__TASK INSTRUCTIONS__: Take the listing from its first line through the line that contains "h-[469px] overflow-hidden flex" and please retype those lines exactly, leaving out the pictures.
____ GIVEN MATERIAL
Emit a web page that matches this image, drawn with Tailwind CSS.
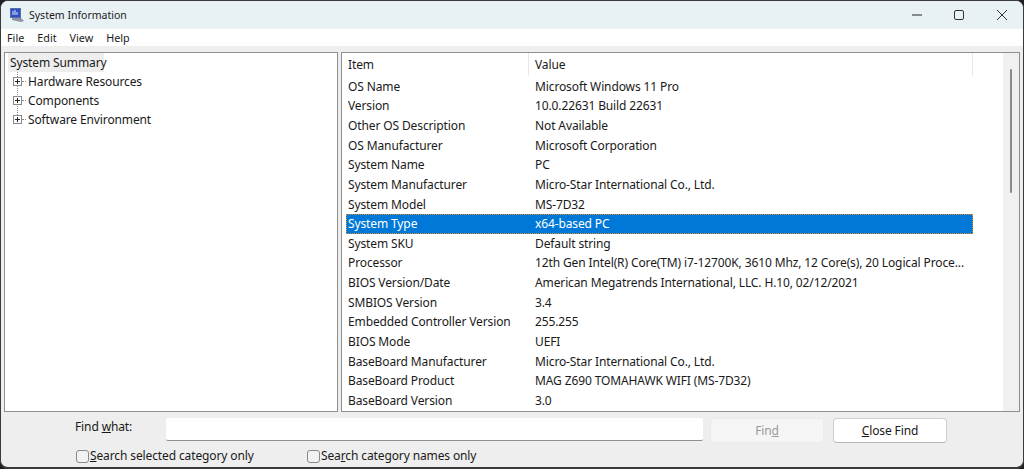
<!DOCTYPE html>
<html lang="en">
<head>
  <meta charset="UTF-8">
  <meta name="viewport" content="width=device-width, initial-scale=1.0">
  <title>System Information</title>
  <script src="https://cdn.jsdelivr.net/npm/@tailwindcss/browser@4"></script>
</head>
<body class="bg-[#1f1f1f] overflow-hidden">
  <div class="w-[1024px] h-[469px] overflow-hidden flex flex-col bg-[#eeeeee] rounded-[8px] border-t border-x border-b-2 border-[#3a3a3a] font-['Noto_Sans','Open_Sans',sans-serif] text-[12px] tracking-[-0.12px] text-[#1a1a1a]">

    <!-- Title bar -->
    <div class="h-[28px] shrink-0 bg-[#e8f2f5] flex items-center">
      <svg class="ml-[8px] w-[16px] h-[16px]" viewBox="0 0 16 16">
        <rect x="1" y="1" width="11" height="10" fill="#5a6fa8"/>
        <rect x="2" y="2" width="9" height="8" fill="#2c4fc4"/>
        <path d="M4 8V4M6 8V3M8 8V5" stroke="#dfe8ff" stroke-width="1"/>
        <path d="M3 11l9 0 3 3-3 1-9-2z" fill="#8a93a8"/>
      </svg>
      <span class="ml-[4px] mt-[2px] text-[10.5px] tracking-normal">System Information</span>
      <div class="ml-auto flex items-center">
        <div class="w-[38px] h-[28px] flex items-center justify-center">
          <svg class="w-[10px] h-[10px]" viewBox="0 0 10 10"><path d="M0 5h10" stroke="#222" stroke-width="1"/></svg>
        </div>
        <div class="w-[45px] h-[28px] flex items-center justify-center">
          <svg class="w-[10px] h-[10px]" viewBox="0 0 10 10"><rect x=".5" y=".5" width="9" height="9" rx="1.5" fill="none" stroke="#333"/></svg>
        </div>
        <div class="w-[42px] h-[28px] flex items-center justify-center">
          <svg class="w-[10px] h-[10px]" viewBox="0 0 10 10"><path d="M0 0l10 10M10 0L0 10" stroke="#333" stroke-width="1"/></svg>
        </div>
      </div>
    </div>

    <!-- Menu -->
    <div class="h-[17px] shrink-0 bg-white flex items-center pt-[2px] pl-[6px] gap-[13px] text-[10.8px] tracking-normal">
      <span>File</span><span>Edit</span><span>View</span><span>Help</span>
    </div>

    <!-- Panes -->
    <div class="flex gap-[3px] pl-[3px] pr-[3px] pt-[6px] h-[366px] shrink-0">
      <div class="w-[334px] bg-white border border-[#8f8f8f] pl-[3px]">
        <div class="bg-[#eeeeee] w-[96px] h-[19px] pl-[2px] flex items-center whitespace-nowrap">System Summary</div>
        <div class="relative">
          <div class="absolute left-[9px] top-0 h-[47px] border-l border-dotted border-[#888]"></div>
          <div class="h-[19px] flex items-center pl-[5px]">
            <svg class="w-[9px] h-[9px] relative" viewBox="0 0 9 9"><rect x=".5" y=".5" width="8" height="8" fill="#fff" stroke="#8a8a8a"/><path d="M2 4.5h5M4.5 2v5" stroke="#222"/></svg>
            <span class="w-[4px] border-t border-dotted border-[#888]"></span>
            <span class="ml-[2px]">Hardware Resources</span>
          </div>
          <div class="h-[19px] flex items-center pl-[5px]">
            <svg class="w-[9px] h-[9px] relative" viewBox="0 0 9 9"><rect x=".5" y=".5" width="8" height="8" fill="#fff" stroke="#8a8a8a"/><path d="M2 4.5h5M4.5 2v5" stroke="#222"/></svg>
            <span class="w-[4px] border-t border-dotted border-[#888]"></span>
            <span class="ml-[2px]">Components</span>
          </div>
          <div class="h-[19px] flex items-center pl-[5px]">
            <svg class="w-[9px] h-[9px] relative" viewBox="0 0 9 9"><rect x=".5" y=".5" width="8" height="8" fill="#fff" stroke="#8a8a8a"/><path d="M2 4.5h5M4.5 2v5" stroke="#222"/></svg>
            <span class="w-[4px] border-t border-dotted border-[#888]"></span>
            <span class="ml-[2px]">Software Environment</span>
          </div>
        </div>
      </div>

      <div class="flex-1 bg-white border border-[#8f8f8f] flex overflow-hidden">
        <div class="w-[631px] pl-[4px] shrink-0">
          <div class="h-[24px] flex items-center relative">
            <div class="w-[187px] pl-[2px]">Item</div>
            <div class="pl-[2px]">Value</div>
            <div class="absolute left-[182px] top-0 h-[23px] border-l border-[#e8e8e8]"></div>
            <div class="absolute left-[626px] top-0 h-[23px] border-l border-[#e8e8e8]"></div>
          </div>
          <div id="rows"></div>
        </div>
        <div class="ml-auto w-[16px] bg-[#f0f0f0] flex justify-center pt-[16px]">
          <div class="w-[2px] h-[124px] bg-[#8a8a8a] rounded-full"></div>
        </div>
      </div>
    </div>

    <!-- Find bar -->
    <div class="flex-1">
      <div class="flex items-start pl-[75px] pt-[6px]">
        <span class="-ml-[1px] mt-[1px] w-[91px] leading-[16px]">Find <u>w</u>hat:</span>
        <div class="w-[537px] h-[23px] bg-white border-b border-[#8f8f8f] rounded-[2px]"></div>
        <div class="ml-[7px] w-[114px] h-[25px] pt-[1px] bg-[#f5f5f5] border border-[#ebebeb] rounded-[4px] flex items-center justify-center text-[#9a9a9a]"><span>Fin<u>d</u></span></div>
        <div class="ml-[9px] w-[114px] h-[25px] pt-[1px] bg-white border border-[#d0d0d0] border-b-[#b5b5b5] rounded-[4px] flex items-center justify-center"><span><u>C</u>lose Find</span></div>
      </div>
      <div class="flex items-center pl-[75px] mt-[4px]">
        <span class="w-[13px] h-[13px] bg-[#f2f2f2] border border-[#8a8a8a] rounded-[3px] mr-[1px]"></span>
        <span class="w-[217px]"><u>S</u>earch selected category only</span>
        <span class="w-[13px] h-[13px] bg-[#f2f2f2] border border-[#8a8a8a] rounded-[3px] mr-[1px]"></span>
        <span>Sea<u>r</u>ch category names only</span>
      </div>
    </div>
  </div>

  <script>
    // Summary rows
    const items = [
      ['OS Name', 'Microsoft Windows 11 Pro'],
      ['Version', '10.0.22631 Build 22631'],
      ['Other OS Description', 'Not Available'],
      ['OS Manufacturer', 'Microsoft Corporation'],
      ['System Name', 'PC'],
      ['System Manufacturer', 'Micro-Star International Co., Ltd.'],
      ['System Model', 'MS-7D32'],
      ['System Type', 'x64-based PC'],
      ['System SKU', 'Default string'],
      ['Processor', '12th Gen Intel(R) Core(TM) i7-12700K, 3610 Mhz, 12 Core(s), 20 Logical Proce...'],
      ['BIOS Version/Date', 'American Megatrends International, LLC. H.10, 02/12/2021'],
      ['SMBIOS Version', '3.4'],
      ['Embedded Controller Version', '255.255'],
      ['BIOS Mode', 'UEFI'],
      ['BaseBoard Manufacturer', 'Micro-Star International Co., Ltd.'],
      ['BaseBoard Product', 'MAG Z690 TOMAHAWK WIFI (MS-7D32)'],
      ['BaseBoard Version', '3.0'],
    ];
    const rows = document.getElementById('rows');
    items.forEach(([item, value]) => {
      const row = document.createElement('div');
      const selected = item === 'System Type';
      row.className = selected
        ? 'h-[19.625px] flex items-center whitespace-nowrap bg-[#0078d7] text-white outline-1 outline-dotted outline-[#e08a2c] -outline-offset-1'
        : 'h-[19.625px] flex items-center whitespace-nowrap';
      row.innerHTML = `<div class="w-[187px] pl-[2px]">${item}</div><div class="pl-[2px]">${value}</div>`;
      rows.appendChild(row);
    });
  </script>
</body>
</html>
________
__ANSWER TO THIS PROBLEM__:
Emit a web page that matches this image, drawn with Tailwind CSS.
<!DOCTYPE html>
<html lang="en">
<head>
  <meta charset="UTF-8">
  <meta name="viewport" content="width=device-width, initial-scale=1.0">
  <title>System Information</title>
  <script src="https://cdn.jsdelivr.net/npm/@tailwindcss/browser@4"></script>
</head>
<body class="bg-[#1f1f1f] overflow-hidden">
  <div class="w-[1024px] h-[469px] overflow-hidden flex flex-col bg-[#eeeeee] rounded-[8px] border-t border-x border-b-2 border-[#3a3a3a] font-['Noto_Sans','Open_Sans',sans-serif] text-[12px] tracking-[-0.12px] text-[#1a1a1a]">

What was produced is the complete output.